If Congress hopes to replicate the successes of the types of programs highlighted today it must learn from these lessons and better incorporate them into the current Adoption Incentives Program.  Congress might also want to consider whether the current model of providing an individual bonus per adoption is the best way to incentivize adoption for older and special needs children. Perhaps this group would be better served by a model similar to the Department of Education’s “Race to the Top,” a federally-funded contest which provides funds to states that successfully put forward groundbreaking, thoughtful plans to address four key educational reform areas.  While the full effects of “Race to the Top” remain to be seen, preliminary findings indicate that it has been successful in spurring innovation and improving in educational outcomes. A similar approach might better incentivize states to be more innovative by providing more concentrated support for their efforts to find homes for harder to place children.

Another idea might be to use the adoption bonuses as a way to incentivize certain policies and practices that have been proven effective in finding homes for children.
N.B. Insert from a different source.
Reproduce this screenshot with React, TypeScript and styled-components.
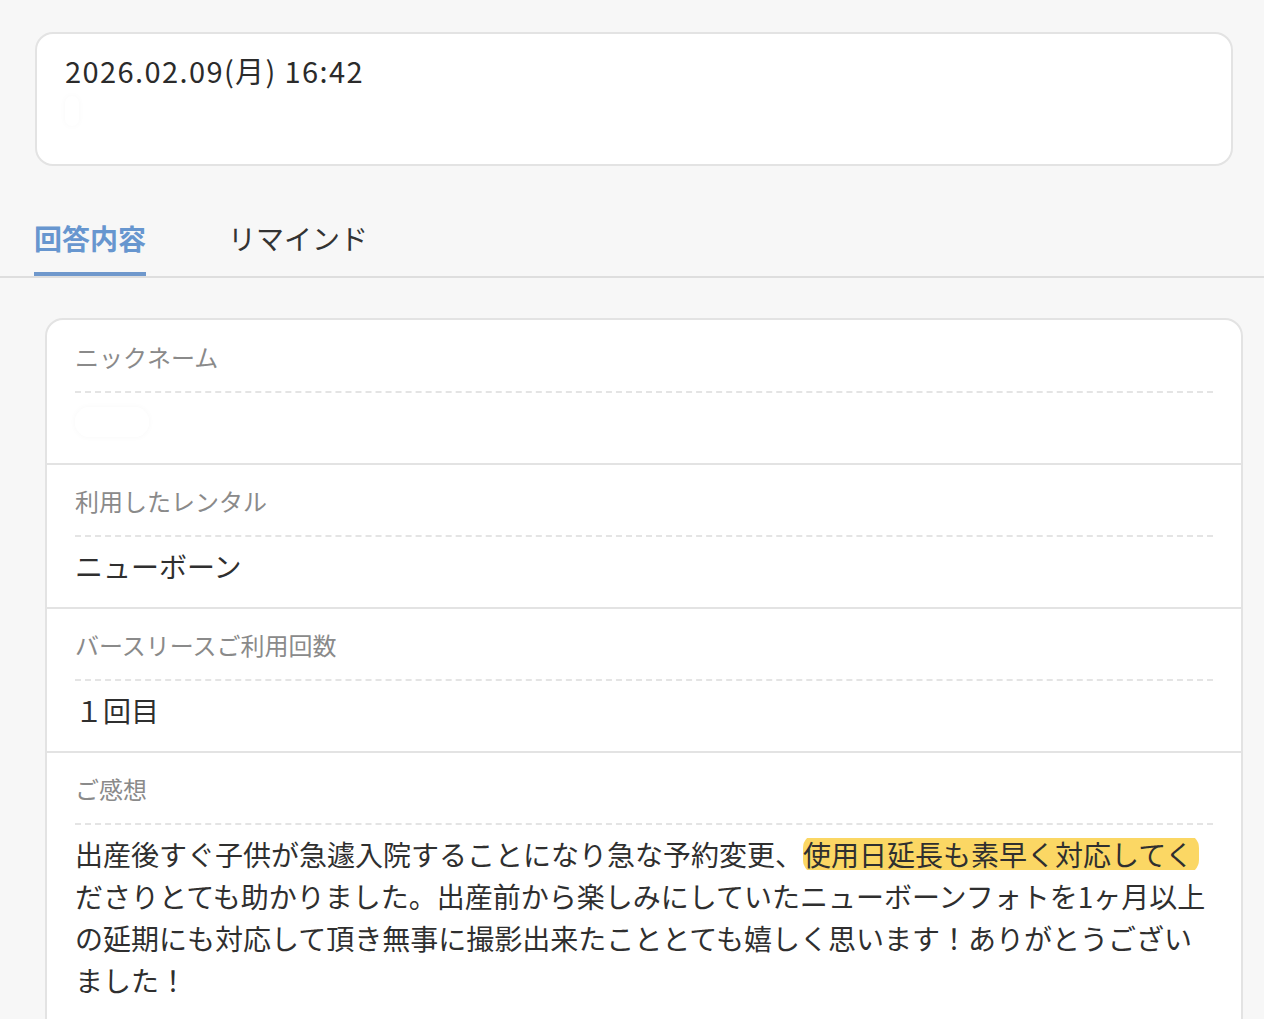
import "react";
import styled, { createGlobalStyle } from "styled-components";

const GlobalStyle = createGlobalStyle`
  html, body {
    margin: 0;
    padding: 0;
    background: #f7f7f7;
    overflow: hidden;
  }
  body {
    font-family: "Noto Sans CJK JP", "Noto Sans", sans-serif;
    color: #333;
  }
`

const Page = styled.div`
  height: 1019px;
  overflow: hidden;
  padding-top: 32px;
  box-sizing: border-box;
`

const DateCard = styled.div`
  margin: 0 31px 0 35px;
  height: 134px;
  box-sizing: border-box;
  background: #fff;
  border: 2px solid #e3e3e3;
  border-radius: 18px;
  padding: 16px 28px;

  p {
    margin: 0;
    font-size: 29px;
    line-height: 40px;
    letter-spacing: 1.4px;
    color: #2b2b2b;
  }
`

const Blur = styled.div<{ $w: number }>`
  width: ${(p) => p.$w}px;
  height: 30px;
  margin-top: 6px;
  border-radius: 14px;
  background: #fff;
  box-shadow: 0 0 6px rgba(0, 0, 0, 0.03);
`

const Tabs = styled.div`
  display: flex;
  gap: 82px;
  margin-top: 34px;
  padding-left: 34px;
  border-bottom: 2px solid #dedede;
`

const Tab = styled.div<{ $active?: boolean }>`
  font-size: 28px;
  line-height: 40px;
  padding: 18px 0;
  color: ${(p) => (p.$active ? "#6796cf" : "#333")};
  font-weight: ${(p) => (p.$active ? 700 : 400)};
  box-shadow: ${(p) => (p.$active ? "inset 0 -4px 0 #6f98cc" : "none")};
`

const AnswerCard = styled.div`
  margin: 40px 21px 0 45px;
  background: #fff;
  border: 2px solid #e3e3e3;
  border-radius: 18px;
`

const Section = styled.div<{ $last?: boolean }>`
  padding: 19px 28px ${(p) => (p.$last ? "60px" : "20px")} 28px;
  & + & {
    border-top: 2px solid #e3e3e3;
  }
  &:first-child {
    padding-top: 20px;
  }
`

const Label = styled.div`
  font-size: 24px;
  line-height: 34px;
  color: #8a8a8a;
  padding-bottom: 17px;
  border-bottom: 2px dashed #e4e4e4;
`

const Value = styled.div`
  font-size: 28px;
  line-height: 42px;
  padding-top: 8px;
  margin-right: -14px;
  color: #2f2f2f;
  min-height: 42px;
`

const Marker = styled.span`
  background-image: linear-gradient(
    transparent 10%,
    #fbd764 10%,
    #fbd764 90%,
    transparent 90%
  );
  border-radius: 14px;
  padding-right: 6px;
  margin-right: -6px;
`

function App() {
  return (
    <Page>
      <GlobalStyle />
      <DateCard>
        <p>2026.02.09(月) 16:42</p>
        <Blur $w={14} />
      </DateCard>

      <Tabs>
        <Tab $active>回答内容</Tab>
        <Tab>リマインド</Tab>
      </Tabs>

      <AnswerCard>
        <Section>
          <Label>ニックネーム</Label>
          <Value>
            <Blur $w={74} />
          </Value>
        </Section>
        <Section>
          <Label>利用したレンタル</Label>
          <Value>ニューボーン</Value>
        </Section>
        <Section>
          <Label>バースリースご利用回数</Label>
          <Value>１回目</Value>
        </Section>
        <Section $last>
          <Label>ご感想</Label>
          <Value>
            出産後すぐ子供が急遽入院することになり急な予約変更、<Marker>使用日延長も素早く対応してく</Marker>
            <br />
            ださりとても助かりました。出産前から楽しみにしていたニューボーンフォトを1ヶ月以上
            <br />
            の延期にも対応して頂き無事に撮影出来たこととても嬉しく思います！ありがとうござい
            <br />
            ました！
          </Value>
        </Section>
      </AnswerCard>
    </Page>
  );
}

export default App;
For instance, provide rewards to states that use adoption recruiters as opposed to making finding an adoptive family one of the many tasks assigned to an overloaded caseworker.  Or grant bonuses to states that severely limit the use of an alternative planned permanent living arrangement (APPLA) for older youth.  Under this approach, the federal government might use the “carrot approach” to reward states that provide robust post adoption services, reduce the amount of time between termination of parental rights and the completion of adoption and engage in interstate adoptions.

We would like to thank Chairman Reichert for his leadership in dedicating the first subcommittee hearing of the 113 congress to such an important and impactful topic. We look forward to working with Members of Congress to explore these and other ways this important program might better serve its stated goal: to find families for waiting children.